Imagine you have a giant, microscopic Lego castle made of two types of bricks: Selenium (Se) and Tellurium (Te), held together by Tungsten (W) pillars. This is the world of Transition-Metal Dichalcogenides (TMDs), specifically a mix of WSe₂ and WTe₂.
Usually, these materials are like boring, obedient soldiers: they either conduct electricity, act as magnets, or vibrate when you push them, but rarely do they do all of these things at once. Scientists call materials that do multiple "ferroic" things (like being a magnet and an electric switch) Multiferroics. Finding them is like finding a unicorn; they are incredibly rare because the physics that makes something magnetic usually fights against the physics that makes it an electric switch.
This paper is about how the researchers created their own "magic" by intentionally breaking the castle.
The Recipe: Mixing and Breaking
The researchers didn't just build a perfect castle. They used a special cooking method called Chemical Vapor Transport (think of it as growing crystals in a high-tech pressure cooker) to create a solid mix of Selenium and Tellurium.
But here is the secret sauce: they didn't just mix the bricks; they also removed some of them.
- The Mix (x): They swapped Selenium bricks for Tellurium bricks. Since Tellurium is bigger, this made the whole castle expand and change its shape slightly.
- The Holes (δ): They intentionally left gaps where bricks should be. These are called vacancies. Think of these as missing floorboards in a dance hall.
The Discovery: Two Different Keys
The team discovered that they needed two different "keys" to unlock different superpowers in this material:
- The Shape Key (Tellurium Content): Changing the ratio of Selenium to Tellurium (the mix) was like changing the architecture of the building. It determined whether the castle was a hexagon (2H phase) or a rectangle (1Td phase). This controlled the structure, but didn't necessarily turn on the magic powers.
- The Hole Key (Vacancies): This was the real game-changer. The missing bricks (vacancies) were the source of the magic.
- Magnetism: When you remove a brick, the electrons around the hole get restless and start spinning in the same direction, turning the material into a magnet.
- Electric Switching: When you remove a brick, the remaining atoms get pushed out of alignment, creating an electric imbalance. This allows the material to act like a switch that can be flipped back and forth (ferroelectricity).
The "Sweet Spot"
The researchers found that if you have very few holes, the material is just a weak magnet and a simple piezoelectric (it vibrates when pushed). But if you create enough holes (specifically, when about 20% or more of the chalcogen atoms are missing), something amazing happens:
The Multiferroic State: The material suddenly becomes both a strong magnet and an electric switch at the same time.
They mapped this out in a Phase Diagram (a map of the material's behavior).
- Low Holes: Boring, non-magnetic, non-switching.
- High Holes + Low Tellurium: Magnetic but not a switch.
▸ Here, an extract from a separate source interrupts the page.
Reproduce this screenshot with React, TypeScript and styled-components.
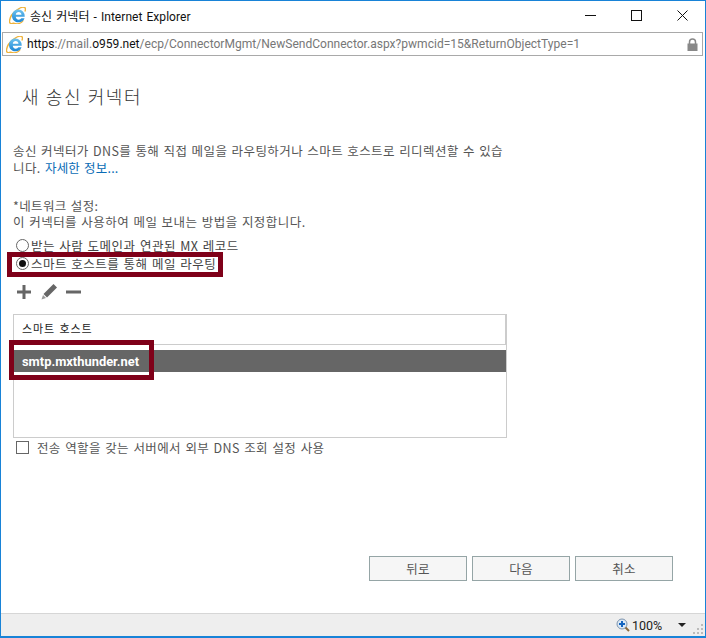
import React from "react";
import styled, { createGlobalStyle } from "styled-components";

const Global = createGlobalStyle`
  html, body { margin: 0; padding: 0; background: #fff; }
  #root { width: 706px; height: 638px; }
  * { box-sizing: border-box; }
`;
const KFONT = `"Noto Sans CJK KR", "Open Sans", sans-serif`;
const UIFONT = `Roboto, "Noto Sans CJK KR", sans-serif`;

const Win = styled.div`
  position: relative; width: 706px; height: 638px; background: #fff;
  border: solid #1883d7; border-width: 1px 1px 2px 1px;
  display: flex; flex-direction: column; overflow: hidden;
  font-family: ${KFONT};
`;
const TitleBar = styled.div`
  height: 29px; display: flex; align-items: center; padding-left: 8px; flex: none;
`;
const TitleText = styled.div`
  margin-left: 4px; font-size: 12px; color: #111; font-family: ${UIFONT}; letter-spacing: .05px; white-space: pre; word-spacing: 1px;
`;
const Controls = styled.div`
  margin-left: auto; display: flex; align-items: center;
`;
const Ctl = styled.div`
  width: 46px; height: 29px; display: flex; align-items: center; justify-content: center;
`;
const Address = styled.div`
  height: 24px; margin: 2px 2px 0 1px; flex: none; border: 1px solid #a9a9a9; display: flex; align-items: center;
  padding: 0 4px 0 3px; font-family: Roboto, sans-serif; font-size: 12.05px; color: #777;
`;
const Strong = styled.span`color: #111;`;
const Url = styled.div`margin-left: 4px; white-space: pre;`;
const Lock = styled.div`margin-left: auto; display: flex;`;
const Content = styled.div`
  flex: 1; padding: 0 0 0 12px; display: flex; flex-direction: column; min-height: 0;
`;
const Heading = styled.h1`
  margin: 27px 0 0 9px; font-weight: 300; font-size: 18px; line-height: 26px; color: #333; letter-spacing: 1.6px;
  font-family: ${KFONT};
`;
const Para = styled.p`
  margin: 33px 0 0; width: 494px; font-size: 12.5px; line-height: 17px; color: #555; letter-spacing: .42px; word-spacing: 1px;
  word-break: break-all;
`;
const Link = styled.span`color: #0a6cb5; letter-spacing: .2px;`;
const Label = styled.div`
  margin-top: 21px; font-size: 12.5px; line-height: 17px; color: #555; letter-spacing: .36px; word-spacing: 1px;
`;
const Second = styled.div`
  font-size: 12.5px; line-height: 16px; color: #555; letter-spacing: .46px; word-spacing: 1px;
`;
const Options = styled.div`margin-top: 6px; display: flex; flex-direction: column;`;
const Opt = styled.div`
  height: 18px; display: flex; align-items: center; padding-left: 3px; gap: 2px;
  font-size: 12.5px; color: #444; letter-spacing: .5px; word-spacing: 1px;
`;
const Radio = styled.div`
  position: relative; width: 13px; height: 13px; border-radius: 50%; border: 1px solid #666; background: #fff; flex: none;
  display: flex; align-items: center; justify-content: center;
`;
const Dot = styled.div`width: 7px; height: 7px; border-radius: 50%; background: #111;`;
const Tools = styled.div`
  margin-top: 9px; height: 21px; display: flex; align-items: center; gap: 8px; padding-left: 3px;
`;
const Table = styled.div`
  position: relative; margin-top: 12px; width: 494px; height: 124px; border: 1px solid #ccc;
  display: flex; flex-direction: column;
`;
const Head = styled.div`
  height: 30px; flex: none; border-bottom: 1px solid #ccc; border-right: 1px solid #ccc;
  font-size: 11px; color: #222; padding: 0 0 3px 8px; display: flex; align-items: center; letter-spacing: .9px; word-spacing: 1px;
`;
const Row = styled.div`
  margin-top: 5px; height: 22px; background: #666; color: #fff; font-family: Roboto, sans-serif; font-weight: 700; font-size: 12.9px;
  display: flex; align-items: center; padding-left: 8px;
`;
const Check = styled.div`
  display: flex; align-items: center; gap: 8px; margin-top: 2px; padding-left: 3px; height: 15px;
  font-size: 12.5px; color: #555; letter-spacing: .34px; word-spacing: 1.4px;
`;
const Box = styled.div`width: 13px; height: 13px; border: 1px solid #666; background: #fff; flex: none;`;
const Buttons = styled.div`
  margin-top: 101px; display: flex; gap: 5px; padding-left: 356px;
`;
const Btn = styled.button`
  width: 98px; height: 25px; border: 1px solid #95a5a6; background: #f6f6f6; color: #555; padding: 0;
  font-family: ${KFONT}; font-size: 12.5px; letter-spacing: .3px;
`;
const Status = styled.div`
  height: 23px; flex: none; background: #eee; border-top: 1px solid #d6d6d6; display: flex; align-items: center; position: relative;
  padding-left: 615px; font-family: Roboto, sans-serif; font-size: 12.5px; color: #222; margin-top: auto;
`;
const Zoom = styled.span`margin-left: 2px;`;
const Caret = styled.div`
  margin-left: 16px; width: 0; height: 0; border-left: 4px solid transparent; border-right: 4px solid transparent; border-top: 4px solid #222;
`;
const Grip = styled.svg`position: absolute; right: 1px; bottom: 1px;`;
const Mark = styled.div<{ $x: number; $y: number; $w: number; $h: number }>`
  position: absolute; left: ${p => p.$x}px; top: ${p => p.$y}px; width: ${p => p.$w}px; height: ${p => p.$h}px;
  border: 5px solid #7f0019; pointer-events: none;
`;

const IELogo = ({ s }: { s: number }) => (
  <svg width={s} height={s} viewBox="0 0 20 20">
    <defs>
      <linearGradient id="iee" x1="0" y1="0" x2="0" y2="1">
        <stop offset="0" stopColor="#6fc3ee" />
        <stop offset="1" stopColor="#1c86d6" />
      </linearGradient>
    </defs>
    <path d="M16.800 15.800c-3 4.200-8 4.700-11.500 3.300C2.200 20.300.3 19.300.6 16.400.9 13 4 7.700 8.400 4.300 12.800.8 16.800-.5 18.600.7c1 .7 1 2.300.1 4.500" fill="none" stroke="#efb23a" strokeWidth="1.600" />
    <path d="M11 3a7.500 7.500 0 0 1 7.500 8.500H8c.1 2.100 1.500 3.400 3.400 3.400 1.500 0 2.500-.7 3-1.700h3.900C17.300 16.300 14.600 18 11.300 18 7 18 3.500 15 3.500 10.500S7 3 11 3Zm-3 6h6.700c-.2-1.900-1.500-3-3.300-3S8.200 7.100 8 9Z" fill="url(#iee)" />
  </svg>
);

export default function App() {
  return (
    <Win>
      <Global />
      <TitleBar>
        <IELogo s={17} />
        <TitleText>송신 커넥터 - Internet Explorer</TitleText>
        <Controls>
          <Ctl><svg width="11" height="11"><path d="M0 5.500h11" stroke="#111" /></svg></Ctl>
          <Ctl><svg width="11" height="11"><rect x=".5" y=".5" width="10" height="10" fill="none" stroke="#111" /></svg></Ctl>
          <Ctl><svg width="11" height="11"><path d="M.5.500l10 10M10.500.500l-10 10" stroke="#111" /></svg></Ctl>
        </Controls>
      </TitleBar>
      <Address>
        <IELogo s={17} />
        <Url><Strong>https</Strong>://mail.<Strong>o959.net</Strong>/ecp/ConnectorMgmt/NewSendConnector.aspx?pwmcid=15&amp;ReturnObjectType=1</Url>
        <Lock>
          <svg width="11" height="13" viewBox="0 0 11 13"><path d="M2.500 6V4a3 3 0 0 1 6 0v2" fill="none" stroke="#888" strokeWidth="1.500" /><rect x="0.500" y="5.500" width="10" height="7.500" fill="#888" /></svg>
        </Lock>
      </Address>
      <Content>
        <Heading>새 송신 커넥터</Heading>
        <Para>송신 커넥터가 DNS를 통해 직접 메일을 라우팅하거나 스마트 호스트로 리디렉션할 수 있습니다. <Link>자세한 정보...</Link></Para>
        <Label>*네트워크 설정:</Label>
        <Second>이 커넥터를 사용하여 메일 보내는 방법을 지정합니다.</Second>
        <Options>
          <Opt><Radio /><span>받는 사람 도메인과 연관된 MX 레코드</span></Opt>
          <Opt><Radio><Dot /></Radio><span>스마트 호스트를 통해 메일 라우팅</span></Opt>
        </Options>
        <Tools>
          <svg width="16" height="16" viewBox="0 0 16 16"><path d="M6.500 1h3v5.500H15v3H9.500V15h-3V9.500H1v-3h5.500z" fill="#666" /></svg>
          <svg width="18" height="18" viewBox="0 0 18 18"><path d="M13.500 1l3.500 3.500-10 10-3.500-3.500z" fill="#666" /><path d="M3 12l3 3-4.500 1.500z" fill="#999" /></svg>
          <svg width="15" height="16" viewBox="0 0 15 16"><rect x="0" y="6.500" width="15" height="3" fill="#666" /></svg>
        </Tools>
        <Table>
          <Head>스마트 호스트</Head>
          <Row>smtp.mxthunder.net</Row>
        </Table>
        <Check><Box /><span>전송 역할을 갖는 서버에서 외부 DNS 조회 설정 사용</span></Check>
        <Buttons>
          <Btn>뒤로</Btn>
          <Btn>다음</Btn>
          <Btn>취소</Btn>
        </Buttons>
      </Content>
      <Status>
        <svg width="14" height="14" viewBox="0 0 14 14"><circle cx="6" cy="6" r="5" fill="#dbe8f5" stroke="#7d94ad" /><path d="M5 3h2v2h2v2H7v2H5V7H3V5h2z" fill="#1465c0" /><path d="M9.500 9.500l3.500 3.500" stroke="#8a6a3c" strokeWidth="2" /></svg>
        <Zoom>100%</Zoom>
        <Caret />
        <Grip width="11" height="11" viewBox="0 0 11 11"><g fill="#bbb"><rect x="8" y="0" width="2" height="2" /><rect x="4" y="4" width="2" height="2" /><rect x="8" y="4" width="2" height="2" /><rect x="0" y="8" width="2" height="2" /><rect x="4" y="8" width="2" height="2" /><rect x="8" y="8" width="2" height="2" /></g></Grip>
      </Status>
      <Mark $x={6} $y={251} $w={216} $h={25} />
      <Mark $x={8} $y={339} $w={145} $h={40} />
    </Win>
  );
}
- High Holes + High Tellurium: Switching but not magnetic.
- High Holes + Just the Right Mix: Multiferroic! (The Unicorn).
Why This Matters
Think of this material as a smart home system.
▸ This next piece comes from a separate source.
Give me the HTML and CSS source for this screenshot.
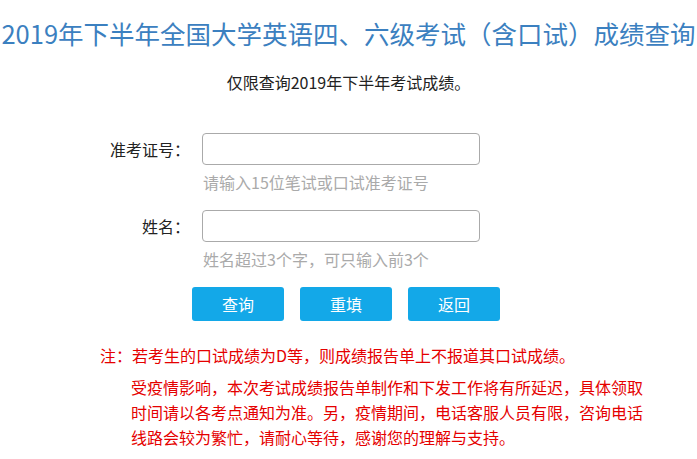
FILE: index.html
```html
<!DOCTYPE html>
<html lang="zh-CN">
<head>
    <meta charset="UTF-8">
    <title>成绩查询</title>
    <link rel="stylesheet" href="styles.css">
</head>
<body>
    <h1 class="title">2019年下半年全国大学英语四、六级考试（含口试）成绩查询</h1>
    <p class="subtitle">仅限查询2019年下半年考试成绩。</p>

    <div class="form">
        <div class="row">
            <label class="label" for="zkzh">准考证号：</label>
            <input class="input" type="text" id="zkzh">
        </div>
        <div class="hint">请输入15位笔试或口试准考证号</div>

        <div class="row row-next">
            <label class="label" for="xm">姓名：</label>
            <input class="input" type="text" id="xm">
        </div>
        <div class="hint">姓名超过3个字，可只输入前3个</div>
    </div>

    <div class="buttons">
        <button class="btn">查询</button>
        <button class="btn">重填</button>
        <button class="btn">返回</button>
    </div>

    <p class="note">注：若考生的口试成绩为D等，则成绩报告单上不报道其口试成绩。</p>
    <p class="notice">受疫情影响，本次考试成绩报告单制作和下发工作将有所延迟，具体领取时间请以各考点通知为准。另，疫情期间，电话客服人员有限，咨询电话线路会较为繁忙，请耐心等待，感谢您的理解与支持。</p>
</body>
</html>
```

FILE: styles.css
```css
body { margin: 0; font-family: "Noto Sans CJK SC", "Microsoft YaHei", sans-serif; font-size: 16px; color: #333; background: #fff; }
.title { margin: 15px 0 0; font-size: 25.5px; line-height: 36px; font-weight: normal; color: #3b80c0; text-align: center; white-space: nowrap; }
.subtitle { margin: 19px 0 0; line-height: 24px; text-align: center; color: #222; }
.form { margin-top: 39px; padding-left: 80px; }
.row { display: flex; align-items: center; }
.row-next { margin-top: 16px; }
.label { width: 110px; margin-right: 12px; text-align: right; color: #222; }
.input { box-sizing: border-box; width: 278px; height: 32px; border: 1px solid #aaa; border-radius: 4px; padding: 0 8px; font-size: 16px; outline: none; }
.hint { margin: 5px 0 0 123px; line-height: 24px; color: #aaa; }
.buttons { display: flex; gap: 16px; margin-top: 16px; padding-left: 192px; }
.btn { width: 92px; height: 34px; border: none; border-radius: 3px; background: #13a8e8; color: #fff; font-family: inherit; font-size: 16px; cursor: pointer; }
.note { margin: 22px 0 0; padding-left: 100px; line-height: 24px; color: #e50000; }
.notice { width: 520px; margin: 8px 0 0 131px; line-height: 25px; color: #e50000; }
```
- Normally, you need a magnet to turn on the lights (magnetic control) and a separate switch to turn on the heat (electric control).
- With this new material, you could theoretically use an electric signal (like a tiny voltage from your phone) to instantly turn on a magnet.
This is huge for the future of computers. Currently, computers use electricity to write data (fast) but need magnetic fields to store it (stable). If we can control magnetism with electricity, we could build computers that are:
- Faster: No need to switch between different types of control.
- Smaller: These materials work at the atomic scale.
- Energy Efficient: Switching with electricity uses less power than using magnetic fields.
The Bottom Line
The researchers didn't just find a new material; they found a recipe. They showed that by carefully controlling how many "bricks" you swap out and how many "holes" you leave behind, you can engineer materials to do whatever you want.
It's like realizing that if you take a few specific tiles out of a mosaic, the remaining picture doesn't just look different—it suddenly starts glowing and moving. This opens the door to designing custom "smart" materials for the next generation of technology, simply by engineering the defects.